Por conta do forte impacto (pasoliniano, mas sem humor; sadeano, mas sem ser dionisíaco) que esta HQ enfia no leitor goela abaixo, acho que realmente não vale uma análise mais tradicional. A partir da expressão atormentada (ela foi escrita em um período controverso da vida do autor, que sofria de aguda depressão), impressões deste leitor. Em primeiro lugar, vale esquecer um pouco o traço mais fino e sofisticado (à Miguelanxo Prado) que Mutarelli desenvolveria mais tarde em suas obras mais consistentes e famosas, do detetive Diomedes (especialmente O dobro de cinco). Aqui, o uso do preto-e-branco, da deformação anatômica, da colagem e outros procedimentos mais “marginais” é intencionalmente grotesco, sem busca de qualquer elegância. A sexualidade é mostrada em corpos esquálidos, famélicos, flácidos, que despertam uma libido desesperada e incontrolável em quase todos os personagens. Não se trata de vulgaridade. Trata-se de outra coisa, uma essência erótica primitiva, claramente disposta a atravessar qualquer tipo de obstáculo, físico ou moral - disposta a sacrificar a saúde do próprio corpo, inevitavelmente.

Mutarelli vai prontificando a vida desses “desgraçados” – uma morfética que encontra o amor, depois se torna freira de um culto obscuro, depois psicopata; um loser que vê o pai se suicidar, se apaixona pela morfética, e termina, mutilado, no manicômio; um físico que se revolta contra Deus; a onipresença de uma figura diabólica – com passagens horripilantes do velho testamento, dando um tom de inevitável fatalismo à história. Acabam transbordando comentários sobre uma decadência social, urbana, científica, moral, religiosa (alô Bergman) de difícil solução, entre comentários desiludidos sobre o amor e o desejo. Derramando-se, no final (primoroso, vale dizer), pra um surrealismo (à Dalí) totalmente submerso no mundo dos sonhos, é difícil examinar o que o autor realmente queria dizer com tudo isso. Excelência dos grandes artistas, vale ressaltar.
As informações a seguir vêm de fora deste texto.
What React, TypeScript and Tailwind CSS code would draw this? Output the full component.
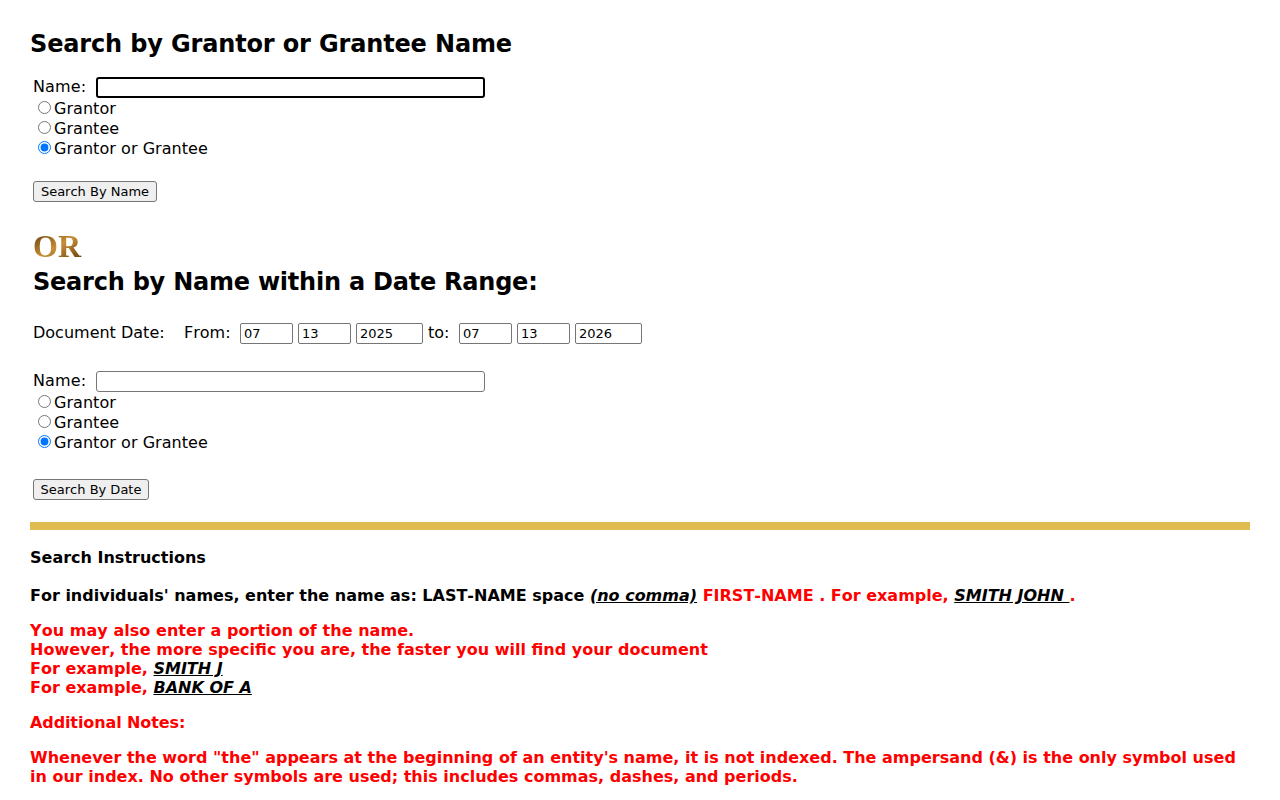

"Excelência dos grandes artistas"

Louco de estimação
A única coisa que se pode perceber, no final das contas, é um certo (muito desregulado) sentimento de complacência que o autor repousa sobre seu protagonista quando este encontra alguma tranquilidade no manicômio, seja na figura autoritária, mas “piedosa” do psicanalista, seja na libertação pelo assassinato do mesmo, libertando também todos os outros gênios-loucos (o poeta Glauco Mattoso, amigo de Mutarelli, incluso) ao mesmo tempo. Essa relação com a loucura é o que sobra de sublime neste desfile dantesco. Não é à toa que saem da boca do psicanalista (que amestra a ideia mais genial da HQ: um “louco de estimação”) palavras do radical dramaturgo Antonin Artaud, com certeza a maior influência para esta obra: “Um louco é também um homem a quem a sociedade não quis ouvir e a quem quis impedir a implosão de insuportáveis verdades”.

Pensemos, portanto, que se Mutarelli cria um psicanalista que não acredita no próprio ofício, mas ao mesmo tempo se preocupa com seu paciente mesmo na hora de sua própria morte, ele adota a impensável atitude de viabilizar o caminho do infortúnio, fazendo questão de nos avisar que devemos dar chance ao extremo: deixar a loucura consumir os loucos, a psicopatia consumir os psicopatas, a desgraça consumir os desgraçados. Considerando a prolífica carreira e sucesso atual, nas HQs, literatura e cinema, deste autor sui-generis que é Mutarelli, convém, com satisfação, pensar que Desgraçados de alguma forma cumpriu sua tarefa de expurgar um pontinho de melancolia em sua mente. E não só na dele.